▶ **Raw data**
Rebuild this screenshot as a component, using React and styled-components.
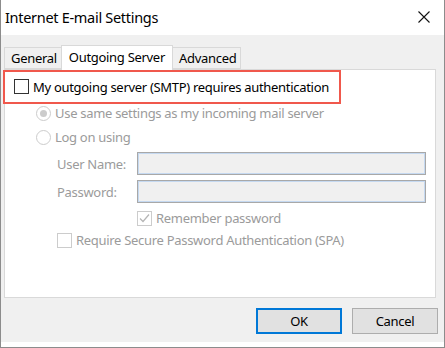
import React from "react";
import styled, { createGlobalStyle } from "styled-components";

const GlobalStyle = createGlobalStyle`
  html, body {
    margin: 0;
    padding: 0;
    background: #ffffff;
  }
  * {
    box-sizing: border-box;
  }
`;

const FONT = `"Noto Sans", "Open Sans", sans-serif`;

const SettingsDialog = () => {
  return (
    <Window>
      <GlobalStyle />
      <TitleBar>
        <Title>Internet E-mail Settings</Title>
        <CloseButton aria-label="Close">
          <svg width="12" height="12" viewBox="0 0 12 12">
            <path d="M0.5 0.5 L11.5 11.5 M11.5 0.5 L0.5 11.5" stroke="#111" strokeWidth="1.1" />
          </svg>
        </CloseButton>
      </TitleBar>

      <Body>
        <TabStrip>
          <Tab>General</Tab>
          <Tab active>Outgoing Server</Tab>
          <Tab>Advanced</Tab>
        </TabStrip>

        <Panel>
          <HighlightRow>
            <CheckBox />
            <Label>My outgoing server (SMTP) requires authentication</Label>
          </HighlightRow>

          <Options>
            <OptionRow>
              <Radio checked />
              <Label disabled>Use same settings as my incoming mail server</Label>
            </OptionRow>
            <OptionRow>
              <Radio />
              <Label disabled>Log on using</Label>
            </OptionRow>

            <Fields>
              <FieldLabel>User Name:</FieldLabel>
              <TextBox />
              <FieldLabel>Password:</FieldLabel>
              <TextBox />
              <span />
              <OptionRow compact>
                <CheckBox disabled>
                  <svg width="13" height="13" viewBox="0 0 13 13">
                    <path d="M2 6.5 L5 9.5 L11 2.5" fill="none" stroke="#b5b5b5" strokeWidth="1.2" />
                  </svg>
                </CheckBox>
                <Label disabled>Remember password</Label>
              </OptionRow>
            </Fields>

            <SpaRow>
              <CheckBox disabled />
              <Label disabled>Require Secure Password Authentication (SPA)</Label>
            </SpaRow>
          </Options>
        </Panel>

        <Footer>
          <Button primary>OK</Button>
          <Button>Cancel</Button>
        </Footer>
      </Body>
      <BottomEdge />
    </Window>
  );
};

export default function App() {
  return <SettingsDialog />;
}

const Window = styled.div`
  width: 445px;
  height: 348px;
  display: flex;
  flex-direction: column;
  border-left: 1px solid #8c8c8c;
  border-right: 1px solid #8c8c8c;
  border-bottom: 1px solid #8c8c8c;
  font-family: ${FONT};
  color: #000;
  overflow: hidden;
`;

const TitleBar = styled.div`
  height: 35px;
  flex-shrink: 0;
  display: flex;
  align-items: center;
  justify-content: space-between;
  background: #fff;
  padding: 0 14px 0 4px;
`;

const Title = styled.div`
  font-size: 14.5px;
  letter-spacing: -0.3px;
  padding-bottom: 2px;
`;

const CloseButton = styled.div`
  display: flex;
  align-items: center;
  padding-bottom: 2px;
`;

const Body = styled.div`
  flex: 1;
  display: flex;
  flex-direction: column;
  background: #f0f0f0;
  padding: 9px 6px 0 2px;
`;

const TabStrip = styled.div`
  display: flex;
  align-items: flex-end;
  height: 25px;
  padding-left: 1px;
  position: relative;
  z-index: 1;
`;

const Tab = styled.div`
  height: ${(p) => (p.active ? "25px" : "22px")};
  padding: ${(p) => (p.active ? "0 7px 2px 7px" : "0 4px 0 6px")};
  margin-bottom: ${(p) => (p.active ? "-1px" : "0")};
  display: flex;
  align-items: center;
  font-size: 13px;
  letter-spacing: -0.3px;
  background: ${(p) => (p.active ? "#fff" : "#f0f0f0")};
  border: 1px solid #d9d9d9;
  border-bottom: ${(p) => (p.active ? "none" : "1px solid #d9d9d9")};
  margin-left: -1px;
  &:first-child {
    margin-left: 0;
  }
`;

const Panel = styled.div`
  height: 229px;
  margin: 0 2px 0 1px;
  background: #fff;
  border: 1px solid #d9d9d9;
  display: flex;
  flex-direction: column;
`;

const HighlightRow = styled.div`
  width: 338px;
  height: 34px;
  margin: 0 0 0 -2px;
  border: 2px solid #f0584c;
  display: flex;
  align-items: center;
  gap: 4px;
  padding-left: 9px;
  padding-bottom: 1px;
`;

const Options = styled.div`
  display: flex;
  flex-direction: column;
  margin-top: -3px;
  padding: 0 0 0 31px;
`;

const OptionRow = styled.div`
  height: ${(p) => (p.compact ? "20px" : "24px")};
  display: flex;
  align-items: center;
  gap: 4px;
`;

const SpaRow = styled(OptionRow)`
  margin-left: 21px;
`;

const Label = styled.span`
  font-size: 13px;
  letter-spacing: -0.3px;
  white-space: nowrap;
  color: ${(p) => (p.disabled ? "#9b9b9b" : "#000")};
`;

const CheckBox = styled.span`
  width: 15px;
  height: 15px;
  flex-shrink: 0;
  display: flex;
  align-items: center;
  justify-content: center;
  background: #fff;
  border: 1px solid ${(p) => (p.disabled ? "#cccccc" : "#333333")};
`;

const Radio = styled.span`
  width: 15px;
  height: 15px;
  flex-shrink: 0;
  border-radius: 50%;
  border: 1px solid #cccccc;
  background: #fff;
  position: relative;
  &::after {
    content: "";
    display: ${(p) => (p.checked ? "block" : "none")};
    position: absolute;
    left: 3px;
    top: 3px;
    width: 7px;
    height: 7px;
    border-radius: 50%;
    background: #cccccc;
  }
`;

const Fields = styled.div`
  display: grid;
  grid-template-columns: 80px 289px;
  grid-auto-rows: auto;
  row-gap: 5px;
  align-items: center;
  padding: 3px 0 0 21px;
`;

const FieldLabel = styled.span`
  font-size: 13px;
  letter-spacing: -0.3px;
  color: #9b9b9b;
`;

const TextBox = styled.div`
  height: 23px;
  background: #f0f0f0;
  border: 1px solid #a8a8a8;
  box-shadow: inset 0 0 0 1px #c5d9f1;
`;

const Footer = styled.div`
  flex: 1;
  display: flex;
  justify-content: flex-end;
  align-items: flex-start;
  gap: 10px;
  padding-top: 10px;
`;

const Button = styled.div`
  width: 86px;
  height: 26px;
  display: flex;
  align-items: center;
  justify-content: center;
  font-size: 13px;
  letter-spacing: -0.3px;
  background: #e1e1e1;
  border: ${(p) => (p.primary ? "2px solid #0078d7" : "1px solid #adadad")};
`;

const BottomEdge = styled.div`
  height: 5px;
  flex-shrink: 0;
  background: #fff;
`;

▶ **Set exercise**
The data should be printed again unchanged; leave its pictures out.

▶ **The answer**
Rebuild this screenshot as a component, using React and styled-components.
import React from "react";
import styled, { createGlobalStyle } from "styled-components";

const GlobalStyle = createGlobalStyle`
  html, body {
    margin: 0;
    padding: 0;
    background: #ffffff;
  }
  * {
    box-sizing: border-box;
  }
`;

const FONT = `"Noto Sans", "Open Sans", sans-serif`;

const SettingsDialog = () => {
  return (
    <Window>
      <GlobalStyle />
      <TitleBar>
        <Title>Internet E-mail Settings</Title>
        <CloseButton aria-label="Close">
          <svg width="12" height="12" viewBox="0 0 12 12">
            <path d="M0.5 0.5 L11.5 11.5 M11.5 0.5 L0.5 11.5" stroke="#111" strokeWidth="1.1" />
          </svg>
        </CloseButton>
      </TitleBar>

      <Body>
        <TabStrip>
          <Tab>General</Tab>
          <Tab active>Outgoing Server</Tab>
          <Tab>Advanced</Tab>
        </TabStrip>

        <Panel>
          <HighlightRow>
            <CheckBox />
            <Label>My outgoing server (SMTP) requires authentication</Label>
          </HighlightRow>

          <Options>
            <OptionRow>
              <Radio checked />
              <Label disabled>Use same settings as my incoming mail server</Label>
            </OptionRow>
            <OptionRow>
              <Radio />
              <Label disabled>Log on using</Label>
            </OptionRow>

            <Fields>
              <FieldLabel>User Name:</FieldLabel>
              <TextBox />
              <FieldLabel>Password:</FieldLabel>
              <TextBox />
              <span />
              <OptionRow compact>
                <CheckBox disabled>
                  <svg width="13" height="13" viewBox="0 0 13 13">
                    <path d="M2 6.5 L5 9.5 L11 2.5" fill="none" stroke="#b5b5b5" strokeWidth="1.2" />
                  </svg>
                </CheckBox>
                <Label disabled>Remember password</Label>
              </OptionRow>
            </Fields>

            <SpaRow>
              <CheckBox disabled />
              <Label disabled>Require Secure Password Authentication (SPA)</Label>
            </SpaRow>
          </Options>
        </Panel>

        <Footer>
          <Button primary>OK</Button>
          <Button>Cancel</Button>
        </Footer>
      </Body>
      <BottomEdge />
    </Window>
  );
};

export default function App() {
  return <SettingsDialog />;
}

const Window = styled.div`
  width: 445px;
  height: 348px;
  display: flex;
  flex-direction: column;
  border-left: 1px solid #8c8c8c;
  border-right: 1px solid #8c8c8c;
  border-bottom: 1px solid #8c8c8c;
  font-family: ${FONT};
  color: #000;
  overflow: hidden;
`;

const TitleBar = styled.div`
  height: 35px;
  flex-shrink: 0;
  display: flex;
  align-items: center;
  justify-content: space-between;
  background: #fff;
  padding: 0 14px 0 4px;
`;

const Title = styled.div`
  font-size: 14.5px;
  letter-spacing: -0.3px;
  padding-bottom: 2px;
`;

const CloseButton = styled.div`
  display: flex;
  align-items: center;
  padding-bottom: 2px;
`;

const Body = styled.div`
  flex: 1;
  display: flex;
  flex-direction: column;
  background: #f0f0f0;
  padding: 9px 6px 0 2px;
`;

const TabStrip = styled.div`
  display: flex;
  align-items: flex-end;
  height: 25px;
  padding-left: 1px;
  position: relative;
  z-index: 1;
`;

const Tab = styled.div`
  height: ${(p) => (p.active ? "25px" : "22px")};
  padding: ${(p) => (p.active ? "0 7px 2px 7px" : "0 4px 0 6px")};
  margin-bottom: ${(p) => (p.active ? "-1px" : "0")};
  display: flex;
  align-items: center;
  font-size: 13px;
  letter-spacing: -0.3px;
  background: ${(p) => (p.active ? "#fff" : "#f0f0f0")};
  border: 1px solid #d9d9d9;
  border-bottom: ${(p) => (p.active ? "none" : "1px solid #d9d9d9")};
  margin-left: -1px;
  &:first-child {
    margin-left: 0;
  }
`;

const Panel = styled.div`
  height: 229px;
  margin: 0 2px 0 1px;
  background: #fff;
  border: 1px solid #d9d9d9;
  display: flex;
  flex-direction: column;
`;

const HighlightRow = styled.div`
  width: 338px;
  height: 34px;
  margin: 0 0 0 -2px;
  border: 2px solid #f0584c;
  display: flex;
  align-items: center;
  gap: 4px;
  padding-left: 9px;
  padding-bottom: 1px;
`;

const Options = styled.div`
  display: flex;
  flex-direction: column;
  margin-top: -3px;
  padding: 0 0 0 31px;
`;

const OptionRow = styled.div`
  height: ${(p) => (p.compact ? "20px" : "24px")};
  display: flex;
  align-items: center;
  gap: 4px;
`;

const SpaRow = styled(OptionRow)`
  margin-left: 21px;
`;

const Label = styled.span`
  font-size: 13px;
  letter-spacing: -0.3px;
  white-space: nowrap;
  color: ${(p) => (p.disabled ? "#9b9b9b" : "#000")};
`;

const CheckBox = styled.span`
  width: 15px;
  height: 15px;
  flex-shrink: 0;
  display: flex;
  align-items: center;
  justify-content: center;
  background: #fff;
  border: 1px solid ${(p) => (p.disabled ? "#cccccc" : "#333333")};
`;

const Radio = styled.span`
  width: 15px;
  height: 15px;
  flex-shrink: 0;
  border-radius: 50%;
  border: 1px solid #cccccc;
  background: #fff;
  position: relative;
  &::after {
    content: "";
    display: ${(p) => (p.checked ? "block" : "none")};
    position: absolute;
    left: 3px;
    top: 3px;
    width: 7px;
    height: 7px;
    border-radius: 50%;
    background: #cccccc;
  }
`;

const Fields = styled.div`
  display: grid;
  grid-template-columns: 80px 289px;
  grid-auto-rows: auto;
  row-gap: 5px;
  align-items: center;
  padding: 3px 0 0 21px;
`;

const FieldLabel = styled.span`
  font-size: 13px;
  letter-spacing: -0.3px;
  color: #9b9b9b;
`;

const TextBox = styled.div`
  height: 23px;
  background: #f0f0f0;
  border: 1px solid #a8a8a8;
  box-shadow: inset 0 0 0 1px #c5d9f1;
`;

const Footer = styled.div`
  flex: 1;
  display: flex;
  justify-content: flex-end;
  align-items: flex-start;
  gap: 10px;
  padding-top: 10px;
`;

const Button = styled.div`
  width: 86px;
  height: 26px;
  display: flex;
  align-items: center;
  justify-content: center;
  font-size: 13px;
  letter-spacing: -0.3px;
  background: #e1e1e1;
  border: ${(p) => (p.primary ? "2px solid #0078d7" : "1px solid #adadad")};
`;

const BottomEdge = styled.div`
  height: 5px;
  flex-shrink: 0;
  background: #fff;
`;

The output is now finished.